Das von allen sieben Departementen ausgearbeitete Papier diene zur Meinungs- und Vertrauensbildung innerhalb des Bundesrats und der Verwaltung, argumentiert die Regierung. Werde der Geheimbericht offengelegt, würden seine Verhandlungen und die Landesinteressen tangiert. Nach dem Abbruch der Verhandlungen holpert diese Argumentation doch sehr.

Kommission lässt nicht locker

Die Nationalratskommission beharrt denn auch auf ihrer Forderung. Zwar hatten Bundespräsident Parmelin und Aussenminister Ignazio Cassis (60) vor der Kommission einzelne Konsequenzen eines Neins angetönt. Den Mitgliedern aber reicht das nicht. «Wir können doch nicht beurteilen, ob ein möglicher Abbruch gerechtfertigt wäre, wenn wir die Fakten nicht kennen», sagen sie.
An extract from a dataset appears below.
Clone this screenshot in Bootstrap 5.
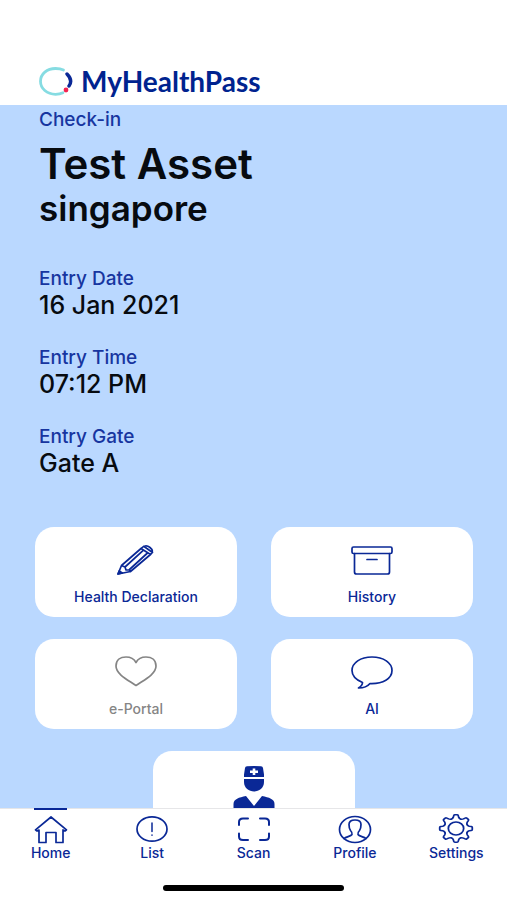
<!DOCTYPE html>
<html lang="en">
<head>
<meta charset="utf-8">
<meta name="viewport" content="width=device-width, initial-scale=1">
<title>MyHealthPass</title>
<link href="https://cdn.jsdelivr.net/npm/bootstrap@5.3.0/dist/css/bootstrap.min.css" rel="stylesheet">
<style>
  :root { --navy: #0a2896; --sky: #bad8ff; }
  body { font-family: Inter, "Liberation Sans", sans-serif; color: #070b10; }
  .topbar { padding: 66px 39px 8px; }
  .brand { font: 700 28px/31px Lato, "Open Sans", sans-serif; color: #00238f; gap: 8px; }
  .screen { background: var(--sky); min-height: 0; scrollbar-width: none; }
  .details { padding: 4px 39px 0; }
  .caption { font-size: 19px; line-height: 22px; font-weight: 500; color: #1735a0; }
  .place { font-size: 42px; line-height: 49px; font-weight: 600; margin-top: 8px; }
  .area { font-size: 35px; line-height: 41px; font-weight: 600; margin-bottom: 39px; }
  .value { font-size: 25px; line-height: 30px; font-weight: 500; margin-bottom: 27px; }
  .tiles { padding: 22px 34px 20px 35px; gap: 22px 34px; }
  .tile { flex: 0 0 calc(50% - 17px); height: 90px; border-radius: 19px; background: #fff; color: var(--navy);
    font-size: 14px; line-height: 18px; font-weight: 500; padding-top: 14px; gap: 9px; border: 0; }
  .tile:disabled { color: #858585; }
  .tabs { border-top: 1px solid #e6e6e8; }
  .tab { flex: 1 1 0; font-size: 14px; line-height: 18px; font-weight: 500; color: var(--navy); padding-top: 4px; }
  .tab.active::before { content: ""; width: 33px; height: 2px; background: var(--navy); margin: -5px 0 3px; }
  .homebar { width: 181px; height: 6px; background: #000; margin: 23px auto 9px; }
  .line { fill: none; stroke: currentColor; stroke-width: 1.7; stroke-linecap: round; stroke-linejoin: round; }
</style>
<script src="https://cdn.jsdelivr.net/npm/bootstrap@5.3.0/dist/js/bootstrap.bundle.min.js"></script>
</head>
<body class="vh-100 d-flex flex-column bg-white overflow-hidden">
<header class="topbar bg-white">
  <a href="#" class="brand d-flex align-items-center text-decoration-none">
    <svg width="34" height="29" viewBox="0 0 34 29" fill="none" stroke-linecap="round" aria-hidden="true">
      <path d="M24.5 3C21.8 1.700 19.5 1.500 16.500 1.500 8 1.500 1.500 7 1.500 14.300S8 27.300 16.500 27.300c2.800 0 5.500-.6 7.500-1.600" stroke="#86dce2" stroke-width="2.800"/>
      <path d="M28 7c4.500 4.500 4.500 8.500 2 12" stroke="#0a2896" stroke-width="3.400"/>
      <circle cx="27" cy="23" r="2.400" fill="#f32350"/>
    </svg>
    <span>MyHealthPass</span>
  </a>
</header>

<main class="screen flex-grow-1 overflow-auto">
  <section class="details">
    <div class="caption">Check-in</div>
    <h1 class="place mb-0">Test Asset</h1>
    <h2 class="area">singapore</h2>
    <dl class="mb-0">
      <dt class="caption">Entry Date</dt><dd class="value">16 Jan 2021</dd>
      <dt class="caption">Entry Time</dt><dd class="value">07:12 PM</dd>
      <dt class="caption">Entry Gate</dt><dd class="value">Gate A</dd>
    </dl>
  </section>
  <section class="tiles d-flex flex-wrap justify-content-center">
    <button type="button" class="tile d-flex flex-column align-items-center">
      <svg width="42" height="38" viewBox="0 0 42 38" class="line" aria-hidden="true">
        <path d="M3 33 6.500 24.500 26 7.500Q30.500 3 35 6.500 39.500 10 35.500 13.500L15.500 30.500ZM26 7.500 35.500 13.500M28.700 5.300 37.500 11.500M6.500 24.500 10 26 11 29 14.500 29 15.500 30.500M10 26 28.500 9.200M14.500 28.500 32.500 12"/>
        <path d="M3 33 4.200 30 7.300 32Z" fill="currentColor"/>
      </svg>
      <span>Health Declaration</span>
    </button>
    <button type="button" class="tile d-flex flex-column align-items-center">
      <svg width="42" height="38" viewBox="0 0 42 38" class="line" aria-hidden="true">
        <rect x="1" y="6" width="40" height="6.500" rx="1.500"/>
        <path d="M3.500 12.500V31Q3.500 33 5.500 33h31Q38.500 33 38.500 31V12.500M16 18.500H26"/>
      </svg>
      <span>History</span>
    </button>
    <button type="button" class="tile d-flex flex-column align-items-center" disabled>
      <svg width="42" height="38" viewBox="0 0 42 38" class="line" aria-hidden="true">
        <path d="M21 32.500C14 27.500 1 21.500 1 13 1 7 5.500 4 11 4c4.500 0 8 1.800 10 5.500C23 5.800 26.500 4 31 4c5.500 0 10 3 10 9 0 8.500-13 14.500-20 19.500Z"/>
      </svg>
      <span>e-Portal</span>
    </button>
    <button type="button" class="tile d-flex flex-column align-items-center">
      <svg width="42" height="38" viewBox="0 0 42 38" class="line" aria-hidden="true">
        <path d="M21 4C9.500 4 1 9.800 1 17.500 1 23 5.500 27 11.500 29.500 11.500 32 10 33.500 7.500 35 13 35 17 33 19 30.500 32 31 41 25.500 41 17.500 41 9.800 32.500 4 21 4Z"/>
      </svg>
      <span>AI</span>
    </button>
    <button type="button" class="tile d-flex flex-column align-items-center" aria-label="Doctor">
      <svg width="42" height="44" viewBox="0 0 42 44" fill="currentColor" aria-hidden="true">
        <path d="M11 12V9.500L12 3Q12.200 1.500 14 1.300 21 .5 28 1.300 29.800 1.500 30 3L31 9.500V12Z"/>
        <path d="M11 14H31V17C31 23 26 26.500 21 26.500S11 23 11 17Z"/>
        <path d="M.5 44V39C.5 34 6 32.500 13 31L21 41 29 31C36 32.500 41.500 34 41.500 39V44Z"/>
        <path d="M19.700 3.500h2.600v2h2.700v2.600h-2.700v2h-2.600v-2H17V5.500h2.700Z" fill="#fff"/>
      </svg>
    </button>
  </section>
</main>

<footer class="bg-white">
  <nav class="tabs d-flex" aria-label="Main">
    <a href="#" class="tab active d-flex flex-column align-items-center text-decoration-none" aria-current="page">
      <svg width="36" height="31" viewBox="0 0 36 31" class="line" aria-hidden="true">
        <path d="M6 17 4 18 2.500 16.800 18 4 33.500 16.800 32 18 30 17V29.500H23V19.500H13V29.500H6Z"/>
      </svg>
      <span>Home</span>
    </a>
    <a href="#" class="tab d-flex flex-column align-items-center text-decoration-none">
      <svg width="36" height="31" viewBox="0 0 36 31" class="line" aria-hidden="true">
        <ellipse cx="18" cy="16" rx="15" ry="12.200"/><path d="M18 10V18.500M18 22v.2" stroke-width="1.500"/>
      </svg>
      <span>List</span>
    </a>
    <a href="#" class="tab d-flex flex-column align-items-center text-decoration-none">
      <svg width="36" height="31" viewBox="0 0 36 31" class="line" aria-hidden="true">
        <path stroke-width="2" d="M3 12V9Q3 5.500 7 5.500h5M24 5.500h5q4 0 4 3.500v3M33 20.500v3q0 3.500-4 3.500h-5M12 27H7q-4 0-4-3.500v-3"/>
      </svg>
      <span>Scan</span>
    </a>
    <a href="#" class="tab d-flex flex-column align-items-center text-decoration-none">
      <svg width="36" height="31" viewBox="0 0 36 31" class="line" aria-hidden="true">
        <ellipse cx="18" cy="16.500" rx="15.500" ry="13"/>
        <path d="M7 25.500C9 23.500 14 23.500 15 21.500 15.500 20 14.500 18.500 13.500 17.500 12 15.500 12 14 12 11.500 12 8.500 14.500 7 18 7s6 1.500 6 4.500c0 2.500 0 4-1.500 6-1 1-2 2.500-1.500 4 1 2 6 2 8 4"/>
      </svg>
      <span>Profile</span>
    </a>
    <a href="#" class="tab d-flex flex-column align-items-center text-decoration-none">
      <svg width="36" height="31" viewBox="0 0 36 31" class="line" aria-hidden="true">
        <defs><path id="tooth" d="M-3.900-9.420Q-2.700-9.900-2.300-11.200L-1.900-12.900Q-1.700-13.800-.9-13.800H.9Q1.700-13.800 1.900-12.900L2.300-11.200Q2.700-9.900 3.900-9.420"/></defs>
        <g transform="translate(18 15.500) scale(1.180 1)" stroke-width="1.500">
          <use href="#tooth"/><use href="#tooth" transform="rotate(45)"/><use href="#tooth" transform="rotate(90)"/><use href="#tooth" transform="rotate(135)"/>
          <use href="#tooth" transform="rotate(180)"/><use href="#tooth" transform="rotate(225)"/><use href="#tooth" transform="rotate(270)"/><use href="#tooth" transform="rotate(315)"/>
          <circle r="6.500"/>
        </g>
      </svg>
      <span>Settings</span>
    </a>
  </nav>
  <div class="homebar rounded-pill"></div>
</footer>
</body>
</html>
Am Montag wird sich Nationalratspräsident Aebi mit Vertretern der Aussenpolitischen Kommission treffen, um das weitere Vorgehen zu prüfen. Ob und falls ja, wann das Nationalratspräsidum über die Herausgabe des Papiers entscheidet, ist offen.

«Es ist in übergeordnetem Interesse, dass die APK-N detailliert informiert ist», bleibt Kommissionspräsidentin Moser bei ihrer Forderung, «gerade auch im Hinblick auf die Meinungsbildung für weitere Schritte.»